French Prime Minister Jean-Pierre Raffarin is apparently not amused by his spokesman's decision to take part in a new reality TV programme.
Mr Cope's TV debut may or may not be cancelled
Jean-Francois Cope was supposed to be the subject of the first episode of the show, 36 Hours, in which a politician would spend two days with an ordinary French family.
The private TF1 TV channel says the show, which is due on screen next month, is a way of making politicians seem less remote from disenchanted voters.
But aides to Mr Raffarin said that the prime minister did not "appreciate" this kind of show and thought that "putting politics on stage is counterproductive".
He has strongly urged members of his government not to participate.
"Ministers don't have time to spend 36 hours in front of the cameras. When are they going to get their work done?" a Raffarin aide asked.
A trial episode has already been made, with Justice Ministry state secretary Pierre Bedier spending time with a midwife outside Paris.
Mr Raffarin was reported to be dismayed by the programme, in which Mr Bedier attended two births, and gave one baby its first bath.
France's left-wing opposition and politicians across the political spectrum have also condemned the format.
Socialist leader Francois Hollande described it as "trash TV".
Loft Story caused controversy two years ago
"It's more about knocking politics down than elevating it," he said.
Only maverick left-winger Jack Lang, a former culture minister, has supported the project, describing it as "a new adventure" and "an audacious idea".
It is not yet clear whether Mr Cope will continue with plans to appear in the programme.
This is not the first time that reality TV has caused controversy in France.
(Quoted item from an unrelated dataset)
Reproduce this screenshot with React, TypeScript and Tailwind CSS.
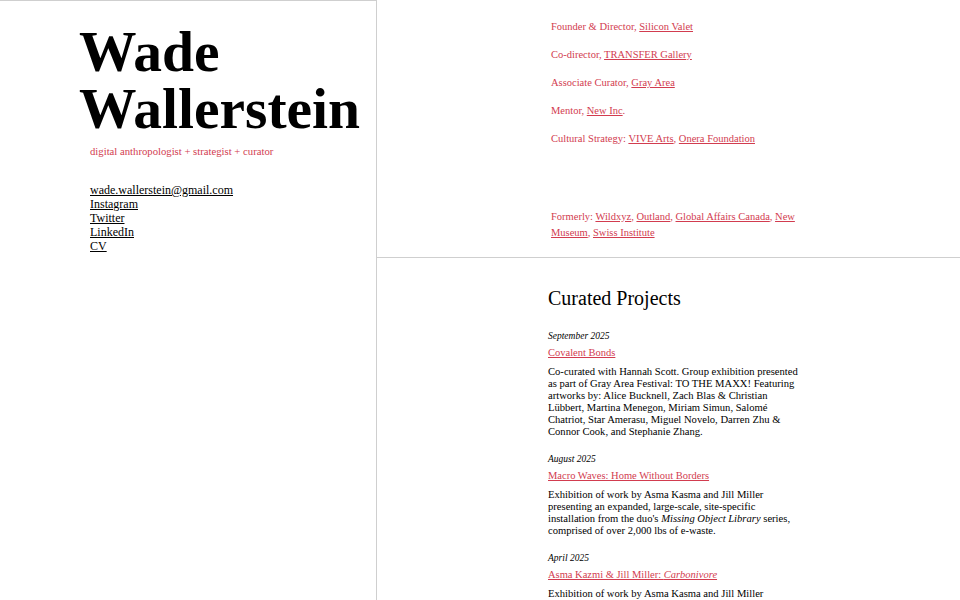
const red = "text-[#d23c4f]";

const roles: { label: string; links: string[]; end?: string }[] = [
  { label: "Founder & Director, ", links: ["Silicon Valet"] },
  { label: "Co-director, ", links: ["TRANSFER Gallery"] },
  { label: "Associate Curator, ", links: ["Gray Area"] },
  { label: "Mentor, ", links: ["New Inc"], end: "." },
  { label: "Cultural Strategy: ", links: ["VIVE Arts", "Onera Foundation"] },
];

const formerly = ["Wildxyz", "Outland", "Global Affairs Canada", "New Museum", "Swiss Institute"];

function Project({
  date,
  title,
  children,
  first,
}: {
  date: string;
  title: React.ReactNode;
  children: React.ReactNode;
  first?: boolean;
}) {
  return (
    <div className={first ? "mt-[20px]" : "mt-[15px]"}>
      <p className="italic text-[9.5px] leading-[12px]">{date}</p>
      <a href="#" className={`block mt-[4px] text-[10.5px] leading-[14px] underline ${red}`}>
        {title}
      </a>
      <p className="mt-[6px] text-[10.6px] leading-[12px] w-[256px]">{children}</p>
    </div>
  );
}

export default function App() {
  return (
    <div
      className="flex min-h-screen bg-white text-black"
      style={{ fontFamily: '"Liberation Serif", "Times New Roman", serif' }}
    >
      {/* Left: name + contact */}
      <div className="w-[377px] shrink-0 border-t border-r border-[#cfcfcf] pt-[22px]">
        <h1 className="pl-[79px] text-[57.5px] leading-[57px] font-bold">
          Wade
          <br />
          Wallerstein
        </h1>
        <p className={`pl-[90px] mt-[8px] text-[10.7px] leading-[12px] ${red}`}>
          digital anthropologist + strategist + curator
        </p>
        <div className="pl-[90px] mt-[26px] flex flex-col text-[12px] leading-[14px]">
          {["wade.wallerstein@gmail.com", "Instagram", "Twitter", "LinkedIn", "CV"].map((l) => (
            <a key={l} href="#" className="underline self-start">
              {l}
            </a>
          ))}
        </div>
      </div>

      {/* Right */}
      <div className="flex-1 flex flex-col">
        <div className={`h-[258px] border-b border-[#cfcfcf] pl-[174px] pt-[19px] text-[10.5px] leading-[16px] ${red}`}>
          {roles.map((r) => (
            <p key={r.label} className="mb-[12px]">
              {r.label}
              {r.links.map((l, i) => (
                <span key={l}>
                  {i > 0 && ", "}
                  <a href="#" className="underline">
                    {l}
                  </a>
                </span>
              ))}
              {r.end}
            </p>
          ))}
          <p className="mt-[62px] w-[262px]">
            Formerly:{" "}
            {formerly.map((l, i) => (
              <span key={l}>
                {i > 0 && ", "}
                <a href="#" className="underline">
                  {l}
                </a>
              </span>
            ))}
          </p>
        </div>

        <div className="pl-[171px] pt-[29px]">
          <h2 className="text-[20px] leading-[23px]">Curated Projects</h2>
          <Project first date="September 2025" title="Covalent Bonds">
            Co-curated with Hannah Scott. Group exhibition presented as part of Gray Area Festival: TO THE
            MAXX! Featuring artworks by: Alice Bucknell, Zach Blas &amp; Christian Lübbert, Martina Menegon,
            Miriam Simun, Salomé Chatriot, Star Amerasu, Miguel Novelo, Darren Zhu &amp; Connor Cook, and
            Stephanie Zhang.
          </Project>
          <Project date="August 2025" title="Macro Waves: Home Without Borders">
            Exhibition of work by Asma Kasma and Jill Miller presenting an expanded, large-scale,
            site-specific installation from the duo's <i>Missing Object Library</i> series, comprised of
            over 2,000 lbs of e-waste.
          </Project>
          <Project
            date="April 2025"
            title={
              <>
                Asma Kazmi &amp; Jill Miller: <i>Carbonivore</i>
              </>
            }
          >
            Exhibition of work by Asma Kasma and Jill Miller presenting a new body of work exploring
            consumption, waste and the afterlives of technology.
          </Project>
        </div>
      </div>
    </div>
  );
}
Two years ago, demonstrators tried to stop the filming of Loft Story, a hit show reminiscent of the UK's Big Brother in which a group of contestants were encouraged to find a partner from among themselves in order to win a house.
Complaints ranged from disgust at the contestants' naked antics to concerns about their human rights.
Other French reality TV programmes have shown women battling to seduce a millionaire, and a fame academy for young singers.